— start DATASET SECTION —
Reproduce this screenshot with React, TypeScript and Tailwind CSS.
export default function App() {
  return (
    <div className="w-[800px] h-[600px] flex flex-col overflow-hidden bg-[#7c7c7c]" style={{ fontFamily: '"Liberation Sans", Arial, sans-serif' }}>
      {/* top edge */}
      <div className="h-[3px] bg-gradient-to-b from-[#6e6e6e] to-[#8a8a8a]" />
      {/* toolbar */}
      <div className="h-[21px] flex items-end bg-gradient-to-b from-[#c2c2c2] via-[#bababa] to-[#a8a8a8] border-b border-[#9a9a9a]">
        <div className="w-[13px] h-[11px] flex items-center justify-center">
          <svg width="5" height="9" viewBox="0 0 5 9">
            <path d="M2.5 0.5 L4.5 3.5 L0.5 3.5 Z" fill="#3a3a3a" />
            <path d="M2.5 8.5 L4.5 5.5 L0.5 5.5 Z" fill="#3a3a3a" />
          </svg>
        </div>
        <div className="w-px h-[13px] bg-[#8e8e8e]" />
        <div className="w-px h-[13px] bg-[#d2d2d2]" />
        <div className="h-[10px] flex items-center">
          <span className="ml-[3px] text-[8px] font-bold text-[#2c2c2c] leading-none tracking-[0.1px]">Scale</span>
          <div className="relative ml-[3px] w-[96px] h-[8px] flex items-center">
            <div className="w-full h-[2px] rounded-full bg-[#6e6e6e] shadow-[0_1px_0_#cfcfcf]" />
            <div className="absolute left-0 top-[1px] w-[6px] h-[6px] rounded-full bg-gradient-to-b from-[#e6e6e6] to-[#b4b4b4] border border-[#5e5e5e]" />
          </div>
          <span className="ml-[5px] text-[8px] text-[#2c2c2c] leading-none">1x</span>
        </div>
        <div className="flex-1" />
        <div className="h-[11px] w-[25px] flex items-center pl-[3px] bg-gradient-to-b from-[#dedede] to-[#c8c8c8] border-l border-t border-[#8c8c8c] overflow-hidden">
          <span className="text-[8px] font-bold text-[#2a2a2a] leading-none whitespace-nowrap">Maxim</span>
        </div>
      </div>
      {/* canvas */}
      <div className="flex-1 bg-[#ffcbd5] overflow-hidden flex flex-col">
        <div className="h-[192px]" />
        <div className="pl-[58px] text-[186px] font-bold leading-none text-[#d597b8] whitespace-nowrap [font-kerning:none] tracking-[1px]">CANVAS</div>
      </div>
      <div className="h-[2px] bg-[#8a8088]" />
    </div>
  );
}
— end DATASET SECTION —
TASK STATEMENT → Give an exact copy of all the data shown above.

SOLVED PROBLEM →
Reproduce this screenshot with React, TypeScript and Tailwind CSS.
export default function App() {
  return (
    <div className="w-[800px] h-[600px] flex flex-col overflow-hidden bg-[#7c7c7c]" style={{ fontFamily: '"Liberation Sans", Arial, sans-serif' }}>
      {/* top edge */}
      <div className="h-[3px] bg-gradient-to-b from-[#6e6e6e] to-[#8a8a8a]" />
      {/* toolbar */}
      <div className="h-[21px] flex items-end bg-gradient-to-b from-[#c2c2c2] via-[#bababa] to-[#a8a8a8] border-b border-[#9a9a9a]">
        <div className="w-[13px] h-[11px] flex items-center justify-center">
          <svg width="5" height="9" viewBox="0 0 5 9">
            <path d="M2.5 0.5 L4.5 3.5 L0.5 3.5 Z" fill="#3a3a3a" />
            <path d="M2.5 8.5 L4.5 5.5 L0.5 5.5 Z" fill="#3a3a3a" />
          </svg>
        </div>
        <div className="w-px h-[13px] bg-[#8e8e8e]" />
        <div className="w-px h-[13px] bg-[#d2d2d2]" />
        <div className="h-[10px] flex items-center">
          <span className="ml-[3px] text-[8px] font-bold text-[#2c2c2c] leading-none tracking-[0.1px]">Scale</span>
          <div className="relative ml-[3px] w-[96px] h-[8px] flex items-center">
            <div className="w-full h-[2px] rounded-full bg-[#6e6e6e] shadow-[0_1px_0_#cfcfcf]" />
            <div className="absolute left-0 top-[1px] w-[6px] h-[6px] rounded-full bg-gradient-to-b from-[#e6e6e6] to-[#b4b4b4] border border-[#5e5e5e]" />
          </div>
          <span className="ml-[5px] text-[8px] text-[#2c2c2c] leading-none">1x</span>
        </div>
        <div className="flex-1" />
        <div className="h-[11px] w-[25px] flex items-center pl-[3px] bg-gradient-to-b from-[#dedede] to-[#c8c8c8] border-l border-t border-[#8c8c8c] overflow-hidden">
          <span className="text-[8px] font-bold text-[#2a2a2a] leading-none whitespace-nowrap">Maxim</span>
        </div>
      </div>
      {/* canvas */}
      <div className="flex-1 bg-[#ffcbd5] overflow-hidden flex flex-col">
        <div className="h-[192px]" />
        <div className="pl-[58px] text-[186px] font-bold leading-none text-[#d597b8] whitespace-nowrap [font-kerning:none] tracking-[1px]">CANVAS</div>
      </div>
      <div className="h-[2px] bg-[#8a8088]" />
    </div>
  );
}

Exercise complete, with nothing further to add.